Enforcement of the weight limits would be particularly devastating to companies that move aggregate, the crushed stone used to make asphalt and concrete, according to industry representatives. They said the higher costs of moving the materials would be passed on to contractors and consumers.
“You would have to double the number of trucks in the business if you had to operate at that 89,000-pound limit,” said Francis X. McArdle, managing director of the General Contractors Association of New York.

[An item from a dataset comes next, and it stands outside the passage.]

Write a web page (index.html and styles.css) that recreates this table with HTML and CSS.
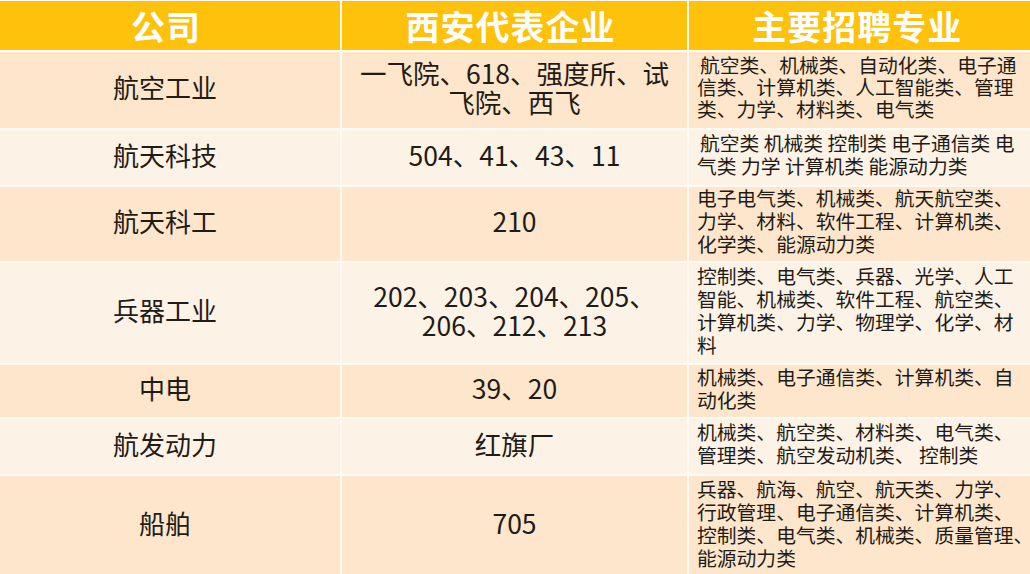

It would be more cost-effective to rebuild the deck “so it can carry what needs to be carried, as quickly as possible,” he said.
Robert F. Carlino, executive director of the Long Island Contractors Association, said that building materials usually cannot be delivered at night because of noise and traffic restrictions.
Opponents of the weight limit said that the authority had provided no evidence to support its analysis. “There’s no one looking over the engineers’ shoulders,” said John T. Cooney Jr., president of Tilcon New York, a unit of CRH, a big Irish building-materials company. “They’ve made this decision in a windowless room.”
The lawsuit contends that the authority has long accepted the state’s so-called divisible-load permits, which allow maximum weights of 120,000 pounds. The authority notes that the permits are not valid in the city.
One of the plaintiffs in the suit, Emilio Lamanna, the president of Almar Supplies of Maspeth, Queens, said he was particularly upset by the sudden nature of the decision. “We’re willing to follow the rules,” he said. “Give us a time frame so that we can slowly adjust to this.”